The on-going fight to hammer out the extent of the Federal Trade Commission’s authority to bring regulatory enforcement actions in data breach cases took another blow last week in LabMD v. FTC. In that case, the U.S. Court of Appeals for the Eleventh Circuit sided with the FTC holding companies that find themselves subject to regulatory investigation cannot seek judicial aid in avoiding FTC jurisdiction until the FTC’s actions are final. Practically speaking, the Eleventh Circuit’s decision means that companies already beleaguered from investigating and remediating data breaches will be further embroiled with the FTC for the duration of an enforcement action, with no relief from a court until the FTC issues a final agency action.

LabMD provides cancer testing services for doctors.
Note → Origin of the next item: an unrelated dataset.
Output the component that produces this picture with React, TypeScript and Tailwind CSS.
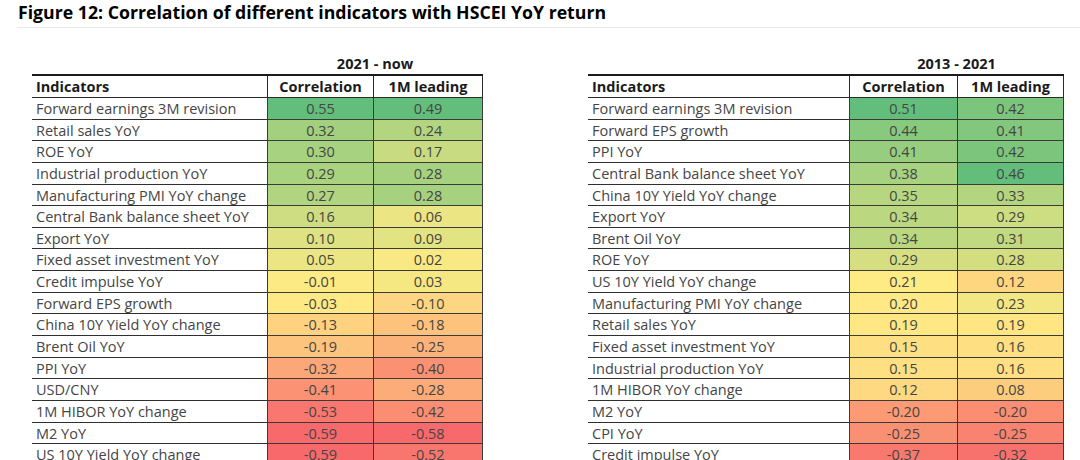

Several years ago, FTC discovered that LabMD files could be inappropriately accessed on a peer-to-peer review network. LabMD has corrected this security issue. FTC investigated LabMD for three years. LabMD filed suit against the FTC seeking an injunction to stay the FTC action from continuing against it. LabMD took the position, among other things, that FTC lacks the authority to regulate healthcare data breaches—an ultra vires argument that has been made, albeit slightly differently by different companies in different contexts. Although LabMD raised numerous legal arguments about FTC’s authority to regulate cybersecurity, the Eleventh Circuit did not reach them on the merits. Instead the Court determined that LabMD’s entanglement with the FTC was not sufficiently final for the Court to rule leaving LabMD to tangle with FTC for a while longer.

According to the Administrative Procedures Act, (“APA”) which governs judicial review of agency actions, only a “final agency action for which there is no other adequate remedy in a court [is] subject to judicial review.” 5 U.S.C. § 704. LabMD argued that FTC’s Order and Complaint were sufficiently “final” and thus ripe for review. The Eleventh Circuit Court of Appeals disagreed. It stated that no “direct and appreciable legal consequences” flowed from the on-going FTC action, and “no rights or obligations had been determined. Thus, the APA barred review of the FTC’s authority to investigate LabMD until agency took a more final action.
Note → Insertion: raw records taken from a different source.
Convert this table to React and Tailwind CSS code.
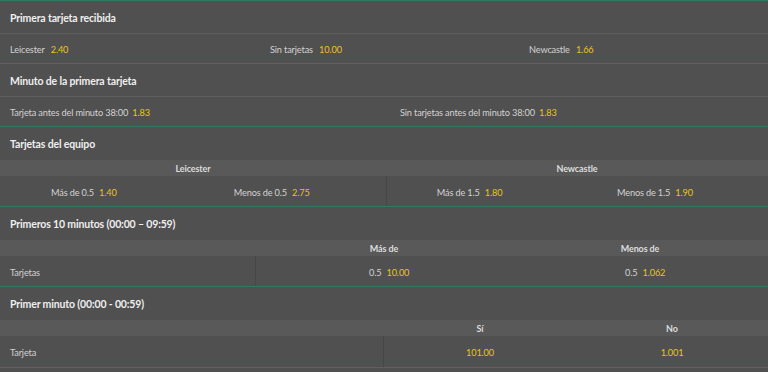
import React from 'react';

const font = "font-['Lato',_'Open_Sans',_sans-serif]";

const Odd = ({ children }) => <span className="text-[#e9c41f]">{children}</span>;

const Header = ({ title, tall }) => (
  <div className={`flex items-center px-[10px] pt-[2px] text-[10.5px] font-bold text-[#eeeeee] ${tall ? 'h-[33px]' : 'h-[32px]'}`}>
    {title}
  </div>
);

const Section = ({ children, last }) => (
  <div className={`border-t border-[#2f7a5c] ${last ? 'border-b' : ''}`}>{children}</div>
);

const SubHeader = ({ children }) => (
  <div className="flex h-[16px] items-center bg-[#595959] pt-[1px] text-[9px] font-bold tracking-[-0.1px] text-[#dcdcdc]">
    {children}
  </div>
);

const Pair = ({ label, odd }) => (
  <div className="flex flex-1 items-center gap-[5px]">
    <span className="flex-1 text-right">{label}</span>
    <span className="flex-1 text-left">
      <Odd>{odd}</Odd>
    </span>
  </div>
);

export default function App() {
  return (
    <div className={`w-[768px] h-[372px] bg-[#505050] text-[9.2px] leading-none tracking-[-0.15px] text-[#d2d2d2] ${font}`}>
      <Section>
        <Header title="Primera tarjeta recibida" />
        <div className="flex h-[30px] items-center border-t border-[#5f5f5f] pt-[3px]">
          <div className="w-[260px] pl-[10px]">
            Leicester <span className="ml-[4px]"><Odd>2.40</Odd></span>
          </div>
          <div className="w-[260px] pl-[10px]">
            Sin tarjetas <span className="ml-[4px]"><Odd>10.00</Odd></span>
          </div>
          <div className="flex-1 pl-[9px]">
            Newcastle <span className="ml-[4px]"><Odd>1.66</Odd></span>
          </div>
        </div>
      </Section>

      <Section>
        <Header title="Minuto de la primera tarjeta" />
        <div className="flex h-[30px] items-center border-t border-[#5f5f5f] pt-[3px]">
          <div className="w-[400px] pl-[10px]">
            Tarjeta antes del minuto 38:00 <span className="ml-[2px]"><Odd>1.83</Odd></span>
          </div>
          <div className="flex-1">
            Sin tarjetas antes del minuto 38:00 <span className="ml-[2px]"><Odd>1.83</Odd></span>
          </div>
        </div>
      </Section>

      <Section>
        <Header title="Tarjetas del equipo" tall />
        <SubHeader>
          <div className="w-[386px] text-center">Leicester</div>
          <div className="flex-1 text-center">Newcastle</div>
        </SubHeader>
        <div className="flex h-[30px] items-stretch">
          <div className="flex w-[386px] items-center pt-[3px]">
            <Pair label="Más de 0.5" odd="1.40" />
            <Pair label="Menos de 0.5" odd="2.75" />
          </div>
          <div className="flex flex-1 items-center border-l border-[#474747] pt-[3px]">
            <Pair label="Más de 1.5" odd="1.80" />
            <Pair label="Menos de 1.5" odd="1.90" />
          </div>
        </div>
      </Section>

      <Section>
        <Header title="Primeros 10 minutos (00:00 – 09:59)" tall />
        <SubHeader>
          <div className="w-[256px]" />
          <div className="flex-1 text-center">Más de</div>
          <div className="flex-1 text-center">Menos de</div>
        </SubHeader>
        <div className="flex h-[30px] items-stretch">
          <div className="flex w-[256px] items-center border-r border-[#474747] pl-[10px] pt-[3px]">Tarjetas</div>
          <div className="flex flex-1 items-center pt-[3px]">
            <Pair label="0.5" odd="10.00" />
          </div>
          <div className="flex flex-1 items-center pt-[3px]">
            <Pair label="0.5" odd="1.062" />
          </div>
        </div>
      </Section>

      <Section last>
        <Header title="Primer minuto (00:00 - 00:59)" tall />
        <SubHeader>
          <div className="w-[384px]" />
          <div className="flex-1 text-center">Sí</div>
          <div className="flex-1 text-center">No</div>
        </SubHeader>
        <div className="flex h-[31px] items-stretch">
          <div className="flex w-[384px] items-center border-r border-[#474747] pl-[10px] pt-[3px]">Tarjeta</div>
          <div className="flex flex-1 items-center justify-center pt-[3px]">
            <Odd>101.00</Odd>
          </div>
          <div className="flex flex-1 items-center justify-center pt-[3px]">
            <Odd>1.001</Odd>
          </div>
        </div>
      </Section>
    </div>
  );
}
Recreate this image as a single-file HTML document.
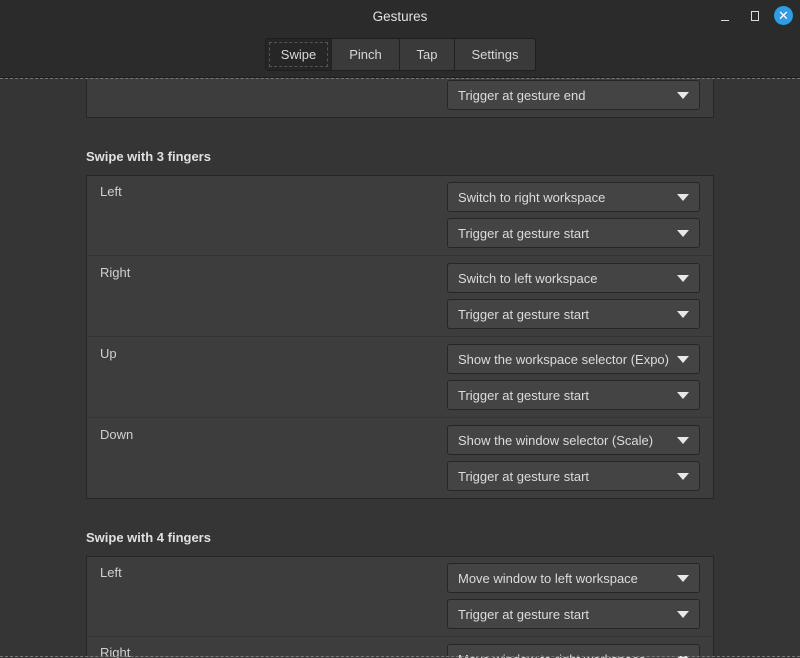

LabMD also argued that FTC’s actions in its case were unconstitutional and ultra vires, and that failures of jurisdictional authority made the decision ripe for review. The Court disagreed holding that such matters would better be considered on a more thorough and complete administrative record. The Eleventh Circuit stated that a constitutional challenge is intertwined with a review of the procedures and merits in the context of the agency’s final order. Thus, it would not review such questions in the absence of a final agency record.
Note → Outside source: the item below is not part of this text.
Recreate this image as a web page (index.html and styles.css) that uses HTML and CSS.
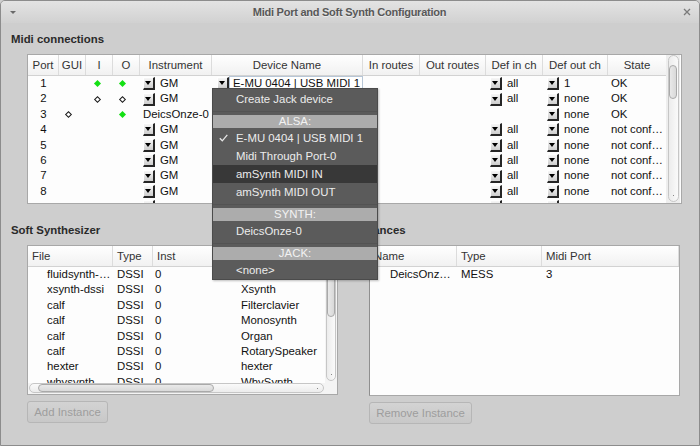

LabMD illustrates the practical problem of the decisions regarding the FTC’s authority in the cyber security space. If the FTC has a statutory (and constitutional) authority to regulate in this arena under Section 5 of the Federal Trade Commission Act, then its investigation and enforcement of companies that commit “unfair” or “deceptive” cyber security practices is lawful. However, if FTC does not have such authority, it does not have it—not now, not ever, as a matter of law.  Waiting until it has spent more than four years investigating and sanctioning a company in order to create a final agency action on which to base such a decision seems inefficient and costly for businesses that are left guessing what the law is.

The practical implications of LabMD are similar to those gleaned from other recent FTC jurisdiction cases in other circuits. At this juncture, companies must operate with the assumption that the FTC has the authority to: (1) investigate data breaches; (2) bring enforcement actions for cyber security and privacy practices it believes are unfair or deceptive; (3) enter into consent decrees for penalties, on-going supervision and policy revision and training.